>> begin Information supplied

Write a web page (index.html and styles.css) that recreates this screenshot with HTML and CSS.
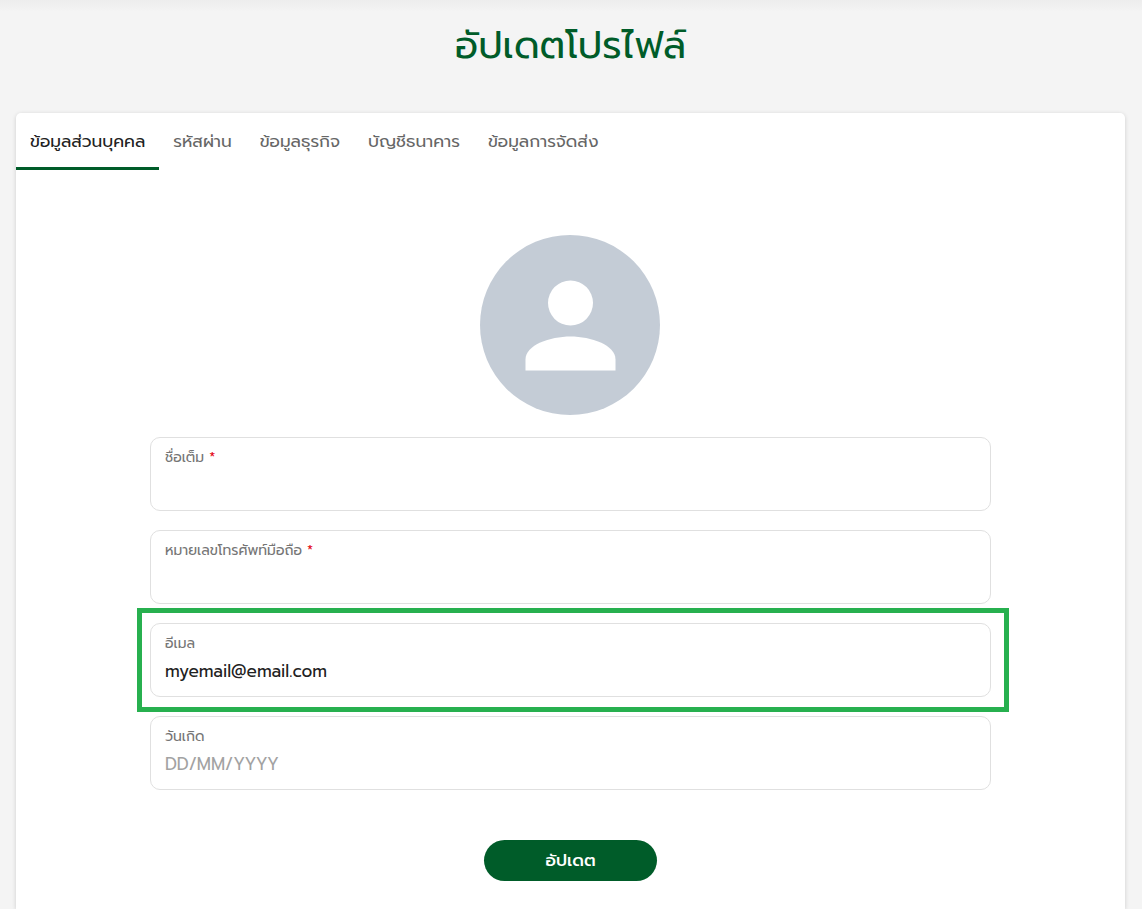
FILE: index.html
```html
<!DOCTYPE html>
<html lang="th">
<head>
  <meta charset="UTF-8">
  <meta name="viewport" content="width=device-width, initial-scale=1.0">
  <title>อัปเดตโปรไฟล์</title>
  <link rel="stylesheet" href="styles.css">
</head>
<body>
  <h1>อัปเดตโปรไฟล์</h1>

  <main class="card">
    <nav class="tabs">
      <a class="tab active" href="#personal">ข้อมูลส่วนบุคคล</a>
      <a class="tab" href="#password">รหัสผ่าน</a>
      <a class="tab" href="#business">ข้อมูลธุรกิจ</a>
      <a class="tab" href="#bank">บัญชีธนาคาร</a>
      <a class="tab" href="#shipping">ข้อมูลการจัดส่ง</a>
    </nav>

    <form class="profile-form" id="personal">
      <svg class="avatar" viewBox="0 0 181 180" aria-hidden="true">
        <circle cx="90" cy="90" r="90" fill="#c4ccd6"/>
        <circle cx="90.5" cy="68" r="22.5" fill="#fff"/>
        <path d="M45.500 135.500V124.500C45.500 110 70 101.500 90.500 101.500S135.500 110 135.500 124.500V135.500Z" fill="#fff"/>
      </svg>

      <div class="field">
        <label for="fullName">ชื่อเต็ม <span class="required">*</span></label>
        <input type="text" id="fullName" name="fullName">
      </div>
      <div class="field">
        <label for="phone">หมายเลขโทรศัพท์มือถือ <span class="required">*</span></label>
        <input type="tel" id="phone" name="phone">
      </div>
      <div class="field highlight">
        <label for="email">อีเมล</label>
        <input type="email" id="email" name="email" value="myemail@email.com">
      </div>
      <div class="field">
        <label for="birthday">วันเกิด</label>
        <input type="text" id="birthday" name="birthday" placeholder="DD/MM/YYYY">
      </div>

      <button class="submit" type="submit">อัปเดต</button>
    </form>
  </main>
</body>
</html>
```

FILE: styles.css
```css
* {
  box-sizing: border-box;
}

body {
  display: flex;
  flex-direction: column;
  min-height: 100vh;
  margin: 0;
  padding: 0 17px 0 16px;
  background: linear-gradient(#ededed, #f4f4f4 12px);
  color: #212121;
  font-family: Prompt, Kanit, "Noto Sans Thai", "Noto Sans", sans-serif;
  font-size: 17px;
}

h1 {
  margin: 0;
  padding: 16px 0 37px;
  color: #005c29;
  font-size: 38px;
  font-weight: 400;
  line-height: 60px;
  text-align: center;
}

.card {
  flex: 1;
  background: #fff;
  border-radius: 5px 5px 0 0;
  box-shadow: 0 1px 4px rgba(0, 0, 0, 0.16);
}

.tabs {
  display: flex;
}

.tab {
  padding: 3px 14px 1px;
  border-bottom: 3px solid transparent;
  color: #666;
  line-height: 50px;
  text-decoration: none;
  white-space: nowrap;
}

.tab.active {
  border-color: #005c29;
  color: #212121;
}

.profile-form {
  display: flex;
  flex-direction: column;
  gap: 19px;
  max-width: 841px;
  margin: 0 auto;
  padding: 65px 0 28px;
}

.avatar {
  align-self: center;
  width: 181px;
  height: 180px;
  margin-bottom: 3px;
}

.field {
  display: flex;
  flex-direction: column;
  height: 74px;
  padding: 9px 14px 7px;
  border: 1px solid #e0e0e0;
  border-radius: 10px;
}

.field label {
  color: #757575;
  font-size: 14px;
  line-height: 22px;
}

.field .required {
  color: #e30613;
}

.field input {
  width: 100%;
  height: 32px;
  padding: 0;
  border: 0;
  outline: 0;
  background: transparent;
  color: #212121;
  font: inherit;
}

.field input::placeholder {
  color: #a2a2a2;
}

/* Frame around the field, drawn over the gap between the rows */
.highlight {
  position: relative;
}

.highlight::after {
  content: "";
  position: absolute;
  inset: -16px -19px -16px -14px;
  border: 5px solid #27b04f;
  pointer-events: none;
}

.submit {
  align-self: center;
  width: 173px;
  height: 41px;
  margin-top: 31px;
  padding: 0 0 2px;
  border: 0;
  border-radius: 21px;
  background: #005c29;
  color: #fff;
  font: inherit;
  font-weight: 500;
  cursor: pointer;
}
```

>> end Information supplied

Task statement
Return each line of the data that contains the string "styles".

Problem solution
Write a web page (index.html and styles.css) that recreates this screenshot with HTML and CSS.
  <link rel="stylesheet" href="styles.css">
FILE: styles.css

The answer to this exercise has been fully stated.